Every two weeks, a Groups & Projects engineer is assigned to be the DRI for the technical assessment of customer support tickets, monitoring #g_organizations channel for support issues or master pipeline failures, and addressing bugs and support requests which have been triaged and prioritised.

Process summary

  • Every two weeks, a Slack reminder in #g_organizations_standup channel will let the group know that a new support shift is starting for technical assessment triage.
  • Every engineer is expected to be aware of their upcoming rotation (as per the schedule below) and take action as per the Slack reminder.
  • The DRI currently on rotation should then dedicate their two weeks to the following work (in priority order):
    1. Responding to any alerts for broken master pipeline failures triggered in #g_organizations
    2. Working on any scheduled support issues in the current milestone
    3. Working on any scheduled bug issues in the current milestone
    4. Triaging any new issues from the customer support backlog and asking for followup information where needed
  • If the DRI is unable to perform an upcoming triage rotation shift due to any reason (e.g.

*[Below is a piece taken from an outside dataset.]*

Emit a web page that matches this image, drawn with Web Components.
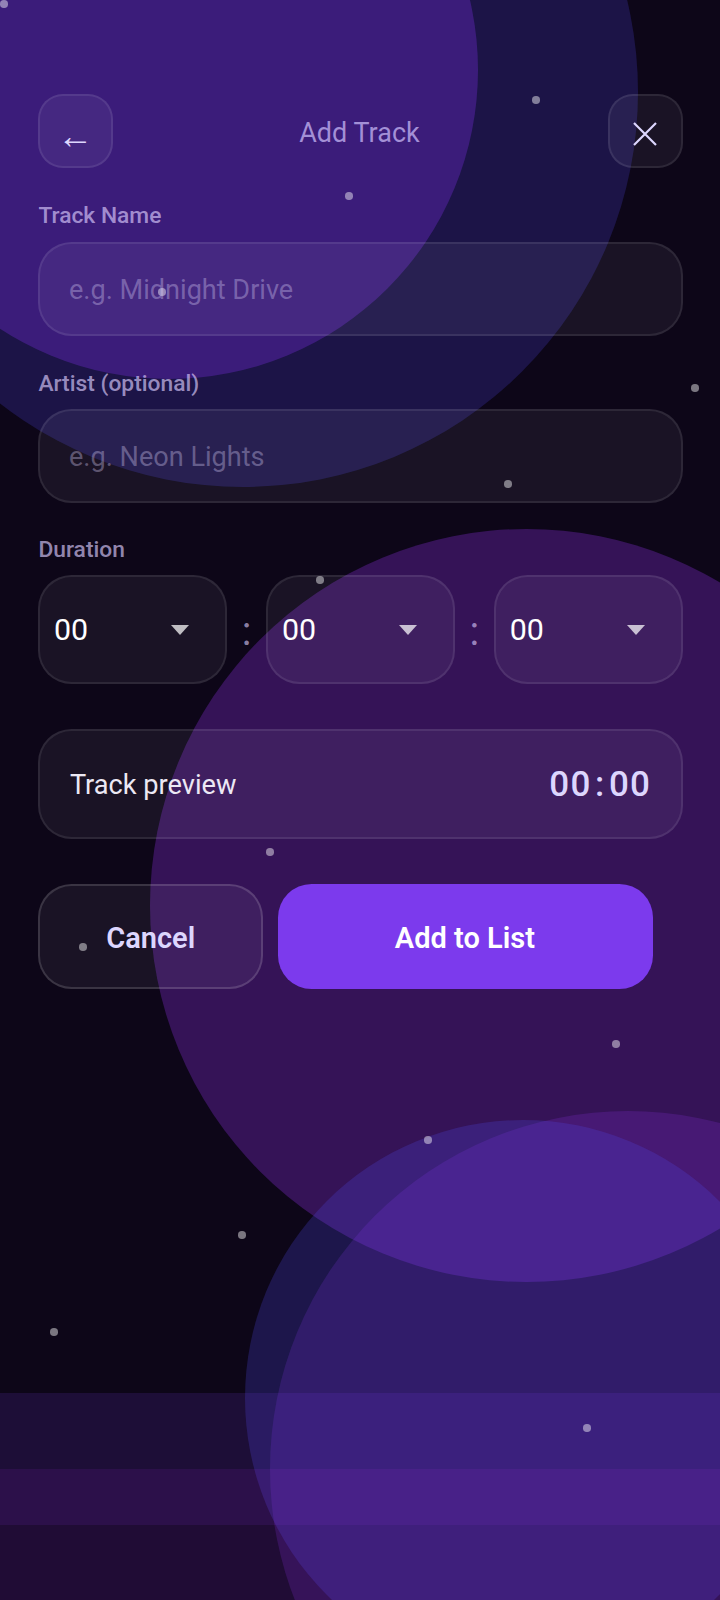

PTO, sick leave, other responsibilities taking precedence), they are expected to swap their rotation with another team member or notify the EM to facilitate. Once the swap is identified, the schedule should be updated.
  • The DRI needs to update this issue for the 2025 rotation when handing over to the next participant.

At the end of the rotation, each engineer should provide handover notes inside the team support issue:

  • Use the example format in the issue description to summarise what was worked on during the rotation
  • Post this directly on the issue, with a ping to the new DRI, in a new root comment (not on a thread)
  • If needed, the new DRI should ask clarifying questions on a reply to the comment or in Slack.
  • Set up a meeting, if required, to go over more difficult context for handover

Rotation schedule

Schedules are tracked in a Google Sheet (internal link). Please ask before changing this.